(Written problem) Scan the material below for the string "styles", and copy every line where it shows up.

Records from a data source
::::::
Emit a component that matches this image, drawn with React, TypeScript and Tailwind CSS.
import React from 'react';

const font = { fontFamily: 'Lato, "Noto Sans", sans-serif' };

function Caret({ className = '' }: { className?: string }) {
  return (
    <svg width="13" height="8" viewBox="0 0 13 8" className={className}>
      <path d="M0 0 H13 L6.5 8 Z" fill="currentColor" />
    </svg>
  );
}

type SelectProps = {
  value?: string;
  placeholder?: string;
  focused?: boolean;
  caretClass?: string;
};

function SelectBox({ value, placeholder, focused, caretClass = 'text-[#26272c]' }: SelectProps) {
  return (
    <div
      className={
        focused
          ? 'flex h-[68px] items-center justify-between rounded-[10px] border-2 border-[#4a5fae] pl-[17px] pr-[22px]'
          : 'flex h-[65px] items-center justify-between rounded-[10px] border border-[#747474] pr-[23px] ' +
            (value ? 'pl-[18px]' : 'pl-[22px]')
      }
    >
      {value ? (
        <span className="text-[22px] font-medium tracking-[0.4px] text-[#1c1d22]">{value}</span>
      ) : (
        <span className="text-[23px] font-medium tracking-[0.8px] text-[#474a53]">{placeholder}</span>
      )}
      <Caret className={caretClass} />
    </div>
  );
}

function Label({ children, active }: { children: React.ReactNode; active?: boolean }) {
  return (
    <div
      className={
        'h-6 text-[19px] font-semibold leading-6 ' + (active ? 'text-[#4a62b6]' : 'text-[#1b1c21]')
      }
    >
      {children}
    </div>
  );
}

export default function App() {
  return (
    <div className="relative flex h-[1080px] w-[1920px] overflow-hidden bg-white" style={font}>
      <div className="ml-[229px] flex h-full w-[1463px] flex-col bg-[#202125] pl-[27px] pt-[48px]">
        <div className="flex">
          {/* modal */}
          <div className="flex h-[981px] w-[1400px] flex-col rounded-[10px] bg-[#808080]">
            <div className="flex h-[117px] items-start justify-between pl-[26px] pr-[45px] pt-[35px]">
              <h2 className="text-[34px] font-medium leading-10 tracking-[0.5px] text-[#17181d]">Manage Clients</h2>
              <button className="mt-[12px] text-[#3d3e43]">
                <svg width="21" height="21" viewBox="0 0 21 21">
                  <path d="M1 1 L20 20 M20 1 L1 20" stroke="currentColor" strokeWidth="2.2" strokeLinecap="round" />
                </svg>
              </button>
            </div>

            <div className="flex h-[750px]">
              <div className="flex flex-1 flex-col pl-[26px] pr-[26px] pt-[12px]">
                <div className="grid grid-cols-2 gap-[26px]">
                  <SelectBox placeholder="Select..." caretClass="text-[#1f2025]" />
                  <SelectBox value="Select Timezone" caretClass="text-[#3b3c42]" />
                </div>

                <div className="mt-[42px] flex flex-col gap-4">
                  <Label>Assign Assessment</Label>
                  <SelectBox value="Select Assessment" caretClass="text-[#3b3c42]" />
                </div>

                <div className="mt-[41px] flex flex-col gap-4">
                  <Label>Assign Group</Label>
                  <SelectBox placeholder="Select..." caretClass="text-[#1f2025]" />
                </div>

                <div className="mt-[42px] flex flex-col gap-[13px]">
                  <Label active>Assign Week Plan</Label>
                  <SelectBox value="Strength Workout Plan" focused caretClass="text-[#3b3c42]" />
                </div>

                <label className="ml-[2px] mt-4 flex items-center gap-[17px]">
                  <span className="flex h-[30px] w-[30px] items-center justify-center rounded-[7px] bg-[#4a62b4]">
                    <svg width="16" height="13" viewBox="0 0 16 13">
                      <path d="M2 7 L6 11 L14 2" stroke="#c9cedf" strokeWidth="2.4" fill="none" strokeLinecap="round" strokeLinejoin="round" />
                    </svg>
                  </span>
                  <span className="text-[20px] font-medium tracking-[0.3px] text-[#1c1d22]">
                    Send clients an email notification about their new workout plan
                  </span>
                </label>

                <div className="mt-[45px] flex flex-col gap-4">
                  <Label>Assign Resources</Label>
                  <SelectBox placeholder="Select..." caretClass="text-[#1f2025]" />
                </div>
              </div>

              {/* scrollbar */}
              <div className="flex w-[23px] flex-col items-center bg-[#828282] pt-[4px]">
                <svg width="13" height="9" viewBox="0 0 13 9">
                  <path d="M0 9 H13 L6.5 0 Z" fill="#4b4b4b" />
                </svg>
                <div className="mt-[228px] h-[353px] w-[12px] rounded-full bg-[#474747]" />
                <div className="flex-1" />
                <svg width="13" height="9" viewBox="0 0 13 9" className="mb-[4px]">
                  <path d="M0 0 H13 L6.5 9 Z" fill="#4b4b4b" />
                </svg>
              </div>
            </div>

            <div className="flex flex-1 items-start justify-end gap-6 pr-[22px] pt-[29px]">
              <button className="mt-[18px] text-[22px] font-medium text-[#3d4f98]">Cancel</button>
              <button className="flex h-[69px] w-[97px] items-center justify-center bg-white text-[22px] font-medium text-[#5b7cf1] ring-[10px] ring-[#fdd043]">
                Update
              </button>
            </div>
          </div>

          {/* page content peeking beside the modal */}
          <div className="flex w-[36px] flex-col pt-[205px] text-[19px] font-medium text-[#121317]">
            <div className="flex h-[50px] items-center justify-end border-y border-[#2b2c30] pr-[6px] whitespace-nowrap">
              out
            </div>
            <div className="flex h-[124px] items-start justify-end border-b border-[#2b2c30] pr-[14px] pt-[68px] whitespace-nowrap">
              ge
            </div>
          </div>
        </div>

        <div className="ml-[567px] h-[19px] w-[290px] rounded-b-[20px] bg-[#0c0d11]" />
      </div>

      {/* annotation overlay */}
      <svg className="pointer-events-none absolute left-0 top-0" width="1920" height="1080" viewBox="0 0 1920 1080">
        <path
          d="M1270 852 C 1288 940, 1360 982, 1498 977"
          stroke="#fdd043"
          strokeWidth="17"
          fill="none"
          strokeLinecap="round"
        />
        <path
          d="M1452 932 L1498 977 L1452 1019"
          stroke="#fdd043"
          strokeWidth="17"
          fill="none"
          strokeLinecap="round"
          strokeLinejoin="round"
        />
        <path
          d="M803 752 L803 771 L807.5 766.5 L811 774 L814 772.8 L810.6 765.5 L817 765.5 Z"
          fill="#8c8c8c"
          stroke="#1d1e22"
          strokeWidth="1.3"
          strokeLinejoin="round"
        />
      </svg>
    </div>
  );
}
::::::
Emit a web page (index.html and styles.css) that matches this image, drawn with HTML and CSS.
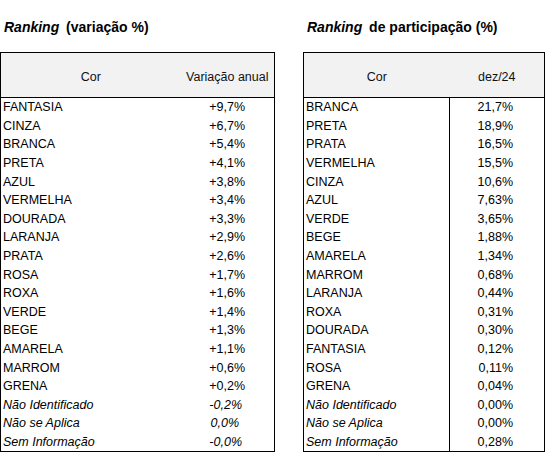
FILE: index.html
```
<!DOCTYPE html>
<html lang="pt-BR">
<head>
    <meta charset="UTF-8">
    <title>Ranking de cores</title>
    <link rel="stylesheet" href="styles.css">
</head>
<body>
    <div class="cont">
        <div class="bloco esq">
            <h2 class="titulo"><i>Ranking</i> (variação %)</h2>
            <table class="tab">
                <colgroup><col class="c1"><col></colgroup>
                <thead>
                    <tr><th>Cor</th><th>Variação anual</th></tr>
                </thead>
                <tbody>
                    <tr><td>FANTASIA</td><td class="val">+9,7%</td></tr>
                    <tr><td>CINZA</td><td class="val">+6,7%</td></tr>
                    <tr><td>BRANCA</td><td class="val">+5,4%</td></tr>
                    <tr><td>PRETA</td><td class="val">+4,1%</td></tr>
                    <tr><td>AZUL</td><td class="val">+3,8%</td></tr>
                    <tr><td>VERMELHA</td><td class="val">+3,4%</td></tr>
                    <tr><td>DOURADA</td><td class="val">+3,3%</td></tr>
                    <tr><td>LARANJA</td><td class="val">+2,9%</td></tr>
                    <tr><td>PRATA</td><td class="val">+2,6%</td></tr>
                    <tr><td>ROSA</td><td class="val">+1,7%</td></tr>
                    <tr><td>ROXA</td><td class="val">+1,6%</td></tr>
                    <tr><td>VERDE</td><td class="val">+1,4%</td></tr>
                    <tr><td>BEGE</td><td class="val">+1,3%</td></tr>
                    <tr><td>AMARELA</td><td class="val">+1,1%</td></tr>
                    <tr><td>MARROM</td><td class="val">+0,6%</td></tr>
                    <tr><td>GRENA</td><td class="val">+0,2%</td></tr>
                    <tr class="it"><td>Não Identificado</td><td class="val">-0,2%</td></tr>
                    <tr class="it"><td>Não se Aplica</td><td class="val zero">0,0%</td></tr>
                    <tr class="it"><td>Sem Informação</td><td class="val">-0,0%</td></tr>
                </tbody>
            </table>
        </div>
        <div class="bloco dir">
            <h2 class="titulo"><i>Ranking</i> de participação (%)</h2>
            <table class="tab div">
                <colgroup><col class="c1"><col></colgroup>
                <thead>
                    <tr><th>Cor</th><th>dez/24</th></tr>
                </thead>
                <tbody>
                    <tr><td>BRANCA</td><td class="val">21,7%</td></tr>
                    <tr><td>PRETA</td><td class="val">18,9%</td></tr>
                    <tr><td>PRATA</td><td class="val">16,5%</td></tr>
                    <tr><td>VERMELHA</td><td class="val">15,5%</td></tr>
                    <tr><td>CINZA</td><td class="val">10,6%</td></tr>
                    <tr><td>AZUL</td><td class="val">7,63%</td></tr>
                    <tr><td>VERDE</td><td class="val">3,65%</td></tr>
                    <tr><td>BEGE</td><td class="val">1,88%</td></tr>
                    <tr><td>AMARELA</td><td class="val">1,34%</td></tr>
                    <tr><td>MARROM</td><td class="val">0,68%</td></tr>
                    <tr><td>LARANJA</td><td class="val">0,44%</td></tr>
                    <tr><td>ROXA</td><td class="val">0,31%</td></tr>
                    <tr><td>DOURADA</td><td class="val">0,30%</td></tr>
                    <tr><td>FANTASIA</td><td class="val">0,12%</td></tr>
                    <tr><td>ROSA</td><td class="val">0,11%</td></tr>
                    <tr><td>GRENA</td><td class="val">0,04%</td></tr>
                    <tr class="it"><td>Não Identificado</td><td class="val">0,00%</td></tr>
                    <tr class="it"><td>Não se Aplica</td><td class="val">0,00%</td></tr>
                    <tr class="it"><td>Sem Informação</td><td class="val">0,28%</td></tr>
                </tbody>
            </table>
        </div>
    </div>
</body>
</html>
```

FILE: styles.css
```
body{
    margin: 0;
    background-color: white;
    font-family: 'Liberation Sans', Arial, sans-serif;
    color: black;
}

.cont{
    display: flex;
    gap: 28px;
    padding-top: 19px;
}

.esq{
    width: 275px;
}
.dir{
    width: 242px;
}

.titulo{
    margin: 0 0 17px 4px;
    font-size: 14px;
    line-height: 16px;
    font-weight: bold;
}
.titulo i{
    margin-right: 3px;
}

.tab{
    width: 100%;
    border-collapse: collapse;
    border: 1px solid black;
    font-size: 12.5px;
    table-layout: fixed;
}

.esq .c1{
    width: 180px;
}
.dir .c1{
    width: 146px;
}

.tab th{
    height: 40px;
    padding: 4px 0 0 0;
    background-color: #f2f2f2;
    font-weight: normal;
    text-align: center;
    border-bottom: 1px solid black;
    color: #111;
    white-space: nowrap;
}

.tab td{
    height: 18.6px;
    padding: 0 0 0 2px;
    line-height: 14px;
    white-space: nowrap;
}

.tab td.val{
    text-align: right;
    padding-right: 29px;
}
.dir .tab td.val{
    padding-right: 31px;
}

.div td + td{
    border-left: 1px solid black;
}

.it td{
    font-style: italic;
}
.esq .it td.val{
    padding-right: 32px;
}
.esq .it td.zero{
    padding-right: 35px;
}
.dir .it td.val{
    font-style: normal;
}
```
::::::
(Finished exercise)
Emit a web page (index.html and styles.css) that matches this image, drawn with HTML and CSS.
    <link rel="stylesheet" href="styles.css">
FILE: styles.css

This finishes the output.